Thursday, May 3, 2018

Equipping Vital Congregations: Learning innovators

By Kay Kotan, Director of Equipping Vital Congregations

We all know the importance of continuous learning. There are studies after studies showing the need and return on investment for learning. Our tribe traditionally reads a whole lot and attends lots of seminars and workshops. Many practice continuous learning. Yet we often stop too soon. We do not complete the cycle.

“Education is not the filling of a pail, but the lighting of a fire.” W.B. Yeats

We have become great collectors of knowledge, but we many times fail to do anything with our new-found knowledge. We fill our heads with good information, yet we often fail to take the steps to put into place this good information. We sometimes keep the information to ourselves and do not share it with our colleagues, peers, other leaders, and congregations. Have you been lighting the fire with the new information you are learning?

Learning is only the first step. Doing something with it is the second step. We must apply our learnings. Therefore, I would like to challenge all of us to stop being learners. Instead, let’s all strive to be learning innovators. In other words, let’s not only create and sustain a culture of continuous learning (“that’s just who we are and what we practice”), but also become innovators as a result of our learning – learning innovators!

As learning innovators, we will be learning and sharing new ideas and information. We will be early adopters. We will become more comfortable in experimenting and trying new ministries or methods of offering or practicing current ministries. We will constantly be raising our bar of excellence in our pursuit of the mission to make disciples of Jesus Christ for the transformation of the world. We will become more effective, efficient, and focused on our mission.
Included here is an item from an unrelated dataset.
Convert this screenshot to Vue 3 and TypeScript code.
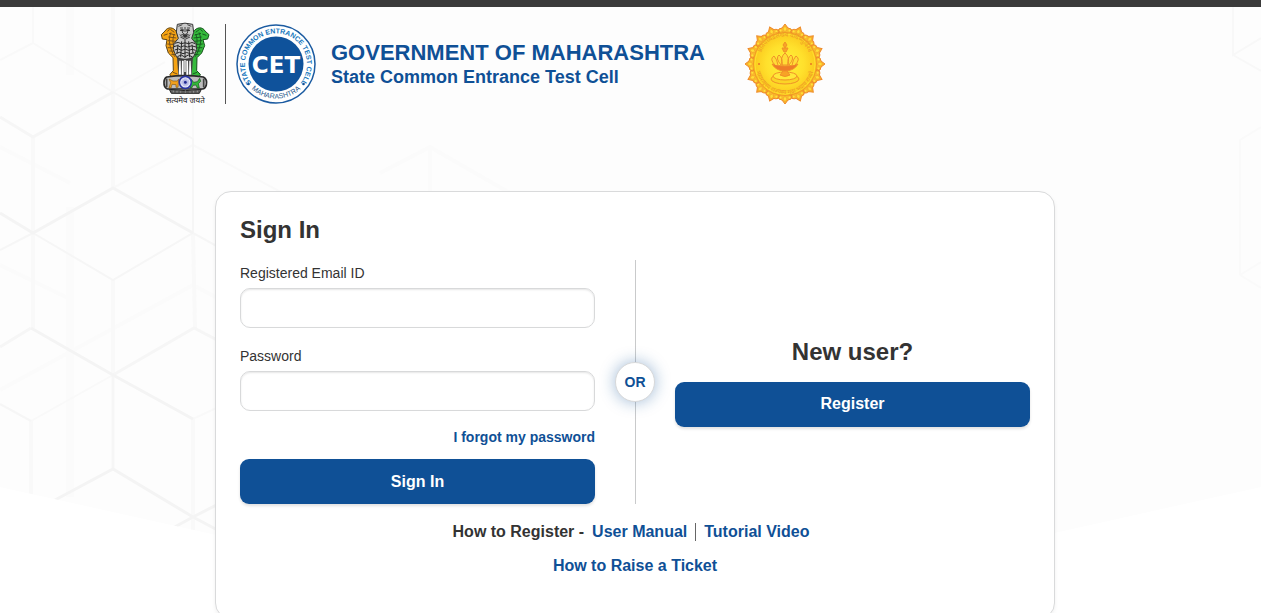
<script setup lang="ts">
import { ref } from 'vue'

interface BackdropLine {
  d: string
  width: number
  color: string
}

const email = ref('')
const password = ref('')

const leftLines: BackdropLine[] = [
  { d: 'M70 0V68 M70 200V490', width: 8, color: '#fbfbfb' },
  { d: 'M0 383L193 278L260 314 M0 140L70 176 M0 258L70 292', width: 4, color: '#fbfbfb' },
  { d: 'M33 0V36L113 85 M33 36L0 53 M193 0V132 M113 85L165 55 M113 181L193 138L290 190 M113 368L31 414 M113 368L193 412L240 390', width: 2, color: '#f9f9f9' },
  { d: 'M113 0V85 M33 130V226 M113 85V181 M33 226V321 M113 273V368 M193 226L195 321 M31 414V500 M193 412V530', width: 4, color: '#f9f9f9' },
  { d: 'M33 226L113 273L193 226L240 252 M33 226L0 243 M0 397L31 414 M113 85L193 132V226', width: 2, color: '#f6f6f6' },
  { d: 'M0 110L33 130L113 85 M0 340L31 321 M113 368L194 321L240 345 M113 368V462', width: 3, color: '#f6f6f6' },
  { d: 'M0 206L33 226L113 181L193 226 M31 321L113 368L193 412 M55 493L113 462L193 510L240 535 M160 528L193 510L240 486', width: 3, color: '#f4f4f4' },
  { d: 'M380 166L430 140L510 186 M430 140V186', width: 4, color: '#fbfbfb' },
]

const petals = Array.from({ length: 16 }, (_, i) => i * 22.5)
const spokes = Array.from({ length: 12 }, (_, i) => i * 15)
</script>

<template>
  <div class="page">
    <div class="topbar"></div>

    <div class="backdrop" aria-hidden="true">
      <svg class="pattern-left" width="520" height="540" viewBox="0 0 520 540" fill="none">
        <path v-for="line in leftLines" :key="line.d" :d="line.d" :stroke="line.color" :stroke-width="line.width" />
      </svg>
      <svg class="pattern-right" width="30" height="300" viewBox="0 0 30 300" fill="none" stroke="#f8f8f8" stroke-width="2">
        <path d="M2 0V48L30 31M2 48L30 64" />
        <path d="M9 250V133L30 120M9 268V250M9 268L30 255M9 268L30 281" stroke="#fafafa" />
      </svg>
    </div>

    <header class="header">
      <svg class="emblem" viewBox="15 12 150 252" role="img" aria-label="State Emblem of India">
        <!-- side lions -->
        <path fill="#f5a313" stroke="#5c451a" stroke-width="3" d="M65 42C55 26 38 26 30 39L19 50L22 63L36 65L33 83L40 105L54 119L55 158L45 169L47 177H72L78 76Z" />
        <path fill="#35ba3c" stroke="#17511d" stroke-width="3" d="M115 42C125 26 143 26 150 39L162 50L158 63L144 65L149 83L140 105L126 119L125 158L136 169L133 177H109L102 76Z" />
        <g fill="none" stroke="#76501b" stroke-width="3">
          <path d="M26 52L38 48M37 40L44 34M46 34L58 43M42 46L61 51M40 57L64 60M39 68L65 70M37 78L66 80M38 89L66 90M43 99L67 100M49 109L66 110M48 43C38 67 44 89 59 116M58 48C51 65 52 83 67 105M54 163L67 168" />
        </g>
        <g fill="none" stroke="#185c20" stroke-width="3">
          <path d="M154 52L142 48M143 40L136 34M134 34L122 43M138 46L119 51M140 57L116 60M141 68L115 70M143 78L114 80M142 89L114 90M137 99L113 100M131 109L114 110M132 43C142 67 136 89 121 116M122 48C129 65 128 83 113 105M126 163L113 168" />
        </g>
        <!-- central lion -->
        <path fill="#444" d="M66 118H114L110 176H70Z" />
        <path fill="#c9c9c9" stroke="#333" stroke-width="3" d="M67 19Q90 12 113 19L116 43L110 61L123 77L125 95L115 118Q90 130 65 118L55 95L57 77L70 61L64 42Z" />
        <path fill="none" stroke="#444" stroke-width="3" d="M70 25L82 20M109 25L97 20M75 30H84M96 30H105M75 37L84 39L82 45M105 37L96 39L98 45M90 27V42M83 45L90 50L98 45M74 50Q90 66 106 50M76 57L90 64L105 57M79 50H101" />
        <path fill="#333" d="M77 34h9v5h-9zM94 34h9v5h-9zM83 51h15l-4 7h-7z" />
        <g fill="none" stroke="#292929" stroke-width="3">
          <path d="M59 76Q70 70 79 77Q90 72 101 77Q111 70 121 77M57 86Q68 79 77 87Q87 80 97 87Q110 80 123 87M59 96Q70 89 80 97Q91 90 101 97Q111 91 122 97M63 106Q75 99 84 107Q95 100 106 107L118 104M67 116L79 111L89 117L100 111L113 117M69 80L66 107M80 70L77 118M90 66V120M101 70L104 118M111 80L114 107" />
        </g>
        <path fill="#fff" d="M73 128h4l1 42h-7zM81 128h5v43h-6zM94 128h5l1 43h-6zM103 128h4l2 42h-7zM88 126h4v36h-4z" />
        <!-- abacus -->
        <path fill="#bdbdbd" stroke="#2b2b2b" stroke-width="5" d="M35 177Q90 169 145 177Q158 184 154 201Q152 210 143 213H37Q26 208 27 192Q27 182 35 177Z" />
        <path fill="#f2a01d" stroke="#8a5b10" stroke-width="2" d="M42 183L54 189H67L71 183L69 208H63V200L51 199L48 210H42L47 194Z" />
        <path fill="#32b83a" stroke="#17511d" stroke-width="2" d="M109 184L116 193L127 191L134 181L137 190L130 197L133 210H127L123 201L114 202L110 210H106Z" />
        <circle cx="91" cy="193" r="18" fill="#f6f6ff" stroke="#2b35a3" stroke-width="5" />
        <g stroke="#6970c3" stroke-width="1">
          <path v-for="a in spokes" :key="a" d="M78 193H104" :transform="`rotate(${a} 91 193)`" />
        </g>
        <circle cx="91" cy="193" r="4" fill="#202891" />
        <path fill="none" stroke="#444" stroke-width="5" d="M35 182V207M146 182V207" />
        <path fill="#606060" stroke="#242424" stroke-width="3" d="M43 214Q91 222 139 214L133 226H49Z" />
        <path stroke="#bbb" stroke-width="2" d="M55 218v5M66 219v5M77 220v4M91 220v4M105 220v4M116 219v5M127 218v5" />
        <text x="91" y="256" text-anchor="middle" class="motto">सत्यमेव जयते</text>
      </svg>

      <div class="rule"></div>

      <svg class="cet" viewBox="0 0 80 80" role="img" aria-label="State Common Entrance Test Cell, Maharashtra">
        <defs>
          <path id="cetTop" d="M16.5 60.5A31 31 0 1 1 63.500 60.500" />
          <path id="cetBottom" d="M7 53A36 36 0 0 0 73 53" />
        </defs>
        <circle cx="40" cy="40" r="39" fill="#fff" stroke="#1b5ba1" stroke-width="1.5" />
        <circle cx="40" cy="40" r="27.500" fill="#0f529b" />
        <text class="cet-ring" text-anchor="middle"><textPath href="#cetTop" startOffset="50%">STATE COMMON ENTRANCE TEST CELL</textPath></text>
        <text class="cet-state" text-anchor="middle"><textPath href="#cetBottom" startOffset="50%">MAHARASHTRA</textPath></text>
        <circle cx="12.500" cy="60" r="1.3" fill="#0f529b" />
        <circle cx="67.500" cy="60" r="1.3" fill="#0f529b" />
        <text x="40" y="49" text-anchor="middle" class="cet-name">CET</text>
      </svg>

      <div class="titles">
        <h1>GOVERNMENT OF MAHARASHTRA</h1>
        <p>State Common Entrance Test Cell</p>
      </div>

      <svg class="seal" viewBox="0 0 80 80" role="img" aria-label="Seal of Maharashtra">
        <defs>
          <radialGradient id="gold">
            <stop offset="0" stop-color="#fff23c" />
            <stop offset="0.6" stop-color="#ffe02c" />
            <stop offset="1" stop-color="#fbc81d" />
          </radialGradient>
          <path id="sealTop" d="M15 43A25.500 25.500 0 1 1 65 43" />
          <path id="sealBottom" d="M11 46A29.500 29.500 0 0 0 69 46" />
        </defs>
        <circle cx="40" cy="40" r="35" fill="#f5a326" />
        <g v-for="a in petals" :key="a" :transform="`rotate(${a} 40 40)`">
          <path d="M33 8Q33 4 37 4L40 0L43 4Q47 4 47 8L43 10H37Z" fill="#f9b92c" stroke="#ee8a2b" stroke-width="1" />
          <path d="M40 2L42 5L40 8L38 5Z" fill="#ffdf36" stroke="#f2962a" stroke-width="0.5" />
          <circle cx="35.500" cy="6.500" r="1" fill="#ffe23c" />
          <circle cx="44.500" cy="6.500" r="1" fill="#ffe23c" />
        </g>
        <circle cx="40" cy="40" r="31.500" fill="url(#gold)" stroke="#f29a26" stroke-width="1" />
        <circle cx="40" cy="40" r="30" fill="none" stroke="#ffe02f" stroke-width="1" />
        <text class="seal-text" text-anchor="middle"><textPath href="#sealTop" startOffset="50%">प्रतिपच्चंद्रलेखेव वर्धिष्णुर्विश्व</textPath></text>
        <text class="seal-text" text-anchor="middle"><textPath href="#sealBottom" startOffset="50%">महाराष्ट्रस्य राज्यस्य मुद्रा भद्राय राजते</textPath></text>
        <circle cx="14" cy="40" r="1" fill="#e87526" />
        <circle cx="66" cy="40" r="1" fill="#e87526" />
        <g fill="#f8a326" stroke="#f09028" stroke-width="1">
          <ellipse cx="40" cy="55" rx="14" ry="5" fill="#fbd426" />
          <ellipse cx="40" cy="52" rx="12" ry="4" fill="#ffe83a" />
          <path d="M37 43H43L42 47L45 51Q40 54 35 51L38 47Z" />
          <path d="M27 40Q40 44 53 40Q49 47 40 47Q31 47 27 40Z" fill="#ee7c28" />
          <path d="M30 41Q24 35 29 32Q32 35 33 41M36 41Q30 34 34 31Q38 34 37 41M44 41Q50 34 46 31Q42 34 43 41M50 41Q56 35 51 32Q48 35 47 41M37 41Q35 33 40 29Q45 33 43 41Z" fill="#ffdc36" />
          <path d="M40 18L42 21L40 24L38 21ZM37 24H43L41 28H39Z" />
        </g>
      </svg>
    </header>

    <main class="card">
      <h2>Sign In</h2>
      <div class="columns">
        <form class="signin" @submit.prevent>
          <div class="field">
            <label for="email">Registered Email ID</label>
            <input id="email" v-model="email" type="email" />
          </div>
          <div class="field">
            <label for="password">Password</label>
            <input id="password" v-model="password" type="password" />
          </div>
          <a class="forgot" href="#">I forgot my password</a>
          <button class="button" type="submit">Sign In</button>
        </form>

        <div class="divider"><span>OR</span></div>

        <section class="register">
          <h2>New user?</h2>
          <button class="button" type="button">Register</button>
        </section>
      </div>

      <nav class="help" aria-label="Help">
        <div class="help-row">
          <span>How to Register -</span>
          <a href="#">User Manual</a>
          <a href="#">Tutorial Video</a>
        </div>
        <div class="help-row">
          <a href="#">How to Raise a Ticket</a>
        </div>
      </nav>
    </main>
  </div>
</template>

<style>
body {
  margin: 0;
  background: #fff;
}
</style>

<style scoped>
* {
  box-sizing: border-box;
}

.page {
  position: relative;
  padding-left: 9px;
  overflow: hidden;
  color: #333;
  font-family: "Liberation Sans", Arial, sans-serif;
}

.topbar {
  height: 7px;
  margin-left: -9px;
  background: #3b3b3b;
}

.backdrop {
  position: absolute;
  top: 7px;
  left: 0;
  right: 0;
  height: 606px;
  overflow: hidden;
  background: #fdfdfd;
  clip-path: polygon(0 0, 100% 0, 100% 480px, 50% 620px, 0 480px);
}

.pattern-left {
  position: absolute;
  top: 0;
  left: 0;
}

.pattern-right {
  position: absolute;
  top: 0;
  right: 0;
}

.header {
  position: relative;
  display: flex;
  align-items: center;
  max-width: 950px;
  margin: 0 auto;
  padding-top: 15px;
}

.emblem {
  width: 50px;
  height: 84px;
}

.motto {
  fill: #222;
  font-family: "Noto Sans", "Noto Sans Devanagari", sans-serif;
  font-size: 24px;
}

.rule {
  width: 1px;
  height: 80px;
  margin: 0 10px 0 15px;
  background: #555;
}

.cet,
.seal {
  width: 80px;
  height: 80px;
}

.cet-ring {
  fill: #1877bd;
  font-size: 7px;
  font-weight: 700;
}

.cet-state {
  fill: #24578b;
  font-size: 7px;
}

.cet-name {
  fill: #fff;
  font-family: "DejaVu Sans", sans-serif;
  font-size: 23px;
  font-weight: 700;
}

.titles {
  margin: 0 40px 0 15px;
  color: #0f5096;
  font-weight: 700;
}

.titles h1 {
  margin: 0;
  font-size: 22px;
  line-height: 27px;
}

.titles p {
  margin: 0;
  font-size: 18px;
  line-height: 23px;
}

.seal-text {
  fill: #ee9826;
  font-family: "Noto Sans", "Noto Sans Devanagari", sans-serif;
  font-size: 6px;
}

.card {
  position: relative;
  max-width: 840px;
  margin: 85px auto 0;
  padding: 24px 24px 40px;
  border: 1px solid #d9dadb;
  border-radius: 16px;
  background: #fff;
  box-shadow: 0 2px 4px rgba(0, 0, 0, 0.06);
}

h2 {
  margin: 0 0 16px;
  font-size: 24px;
  font-weight: 700;
  line-height: 28px;
}

.columns {
  display: grid;
  grid-template-columns: 1fr 80px 1fr;
}

.signin {
  display: flex;
  flex-direction: column;
}

.field {
  display: flex;
  flex-direction: column;
  gap: 2px;
  margin-bottom: 15px;
}

.field label {
  font-size: 14px;
  line-height: 26px;
}

.field input {
  width: 100%;
  height: 40px;
  padding: 0 12px;
  border: 1px solid #d8d9da;
  border-radius: 10px;
  background: #fff;
  box-shadow: inset 0 1px 2px rgba(0, 0, 0, 0.1);
  font: inherit;
  font-size: 14px;
}

.forgot {
  align-self: flex-end;
  margin-bottom: 11px;
  font-size: 14px;
  line-height: 22px;
}

a {
  color: #0f5096;
  font-weight: 700;
  text-decoration: none;
}

.button {
  display: block;
  width: 100%;
  height: 45px;
  border: 0;
  border-radius: 9px;
  background: #0f5096;
  box-shadow: 0 2px 3px rgba(0, 0, 0, 0.12);
  color: #fff;
  font: inherit;
  font-size: 16px;
  font-weight: 700;
}

.divider {
  display: flex;
  align-items: center;
  justify-content: center;
  background: linear-gradient(#c9cacb, #c9cacb) center / 1px 100% no-repeat;
}

.divider span {
  width: 40px;
  height: 40px;
  border: 1px solid #d8d9da;
  border-radius: 50%;
  background: #fff;
  box-shadow: 0 0 16px rgba(15, 80, 150, 0.4);
  color: #0f5096;
  font-size: 14px;
  font-weight: 700;
  line-height: 38px;
  text-align: center;
}

.register {
  display: flex;
  flex-direction: column;
  justify-content: center;
  text-align: center;
}

.help {
  display: flex;
  flex-direction: column;
  gap: 10px;
  margin-top: 16px;
  font-size: 16px;
  font-weight: 700;
}

.help-row {
  display: flex;
  align-items: center;
  justify-content: center;
  min-height: 24px;
  line-height: 24px;
}

.help-row a {
  padding: 0 8px;
  line-height: 18px;
}

.help-row a + a {
  border-left: 1px solid #666;
}
</style>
Too many times our churches lose touch with their community and their local context. In other words, the culture around the church changes, but the church lags behind in adapting and keeping up with culture. Before we know it, we have become culturally irrelevant. We become foreign in our own neighborhoods. This leads to frustration and sometimes hopelessness. We cling to yesterday and its practices when our neighbors have moved ahead.

This fall the Susquehanna Conference will be launching new learning opportunities for both laity and clergy. Our purpose and hope is for all lay leaders and clergy to engage in some sort of learning opportunity, share the information back in their local context, and then create action steps in relationship to the learning.

“Action speaks louder than words but not nearly as often.” 
Mark Twain

We are United Methodist – a movement rooted in laity. The movement was revolutionary. The Good News was being spread in new ways. It was new thinking. It was a new day. For us to recapture our roots of once again being a revolutionary movement, we must become learning innovators. We will do our part to offer the opportunities, won’t you do your part and join us?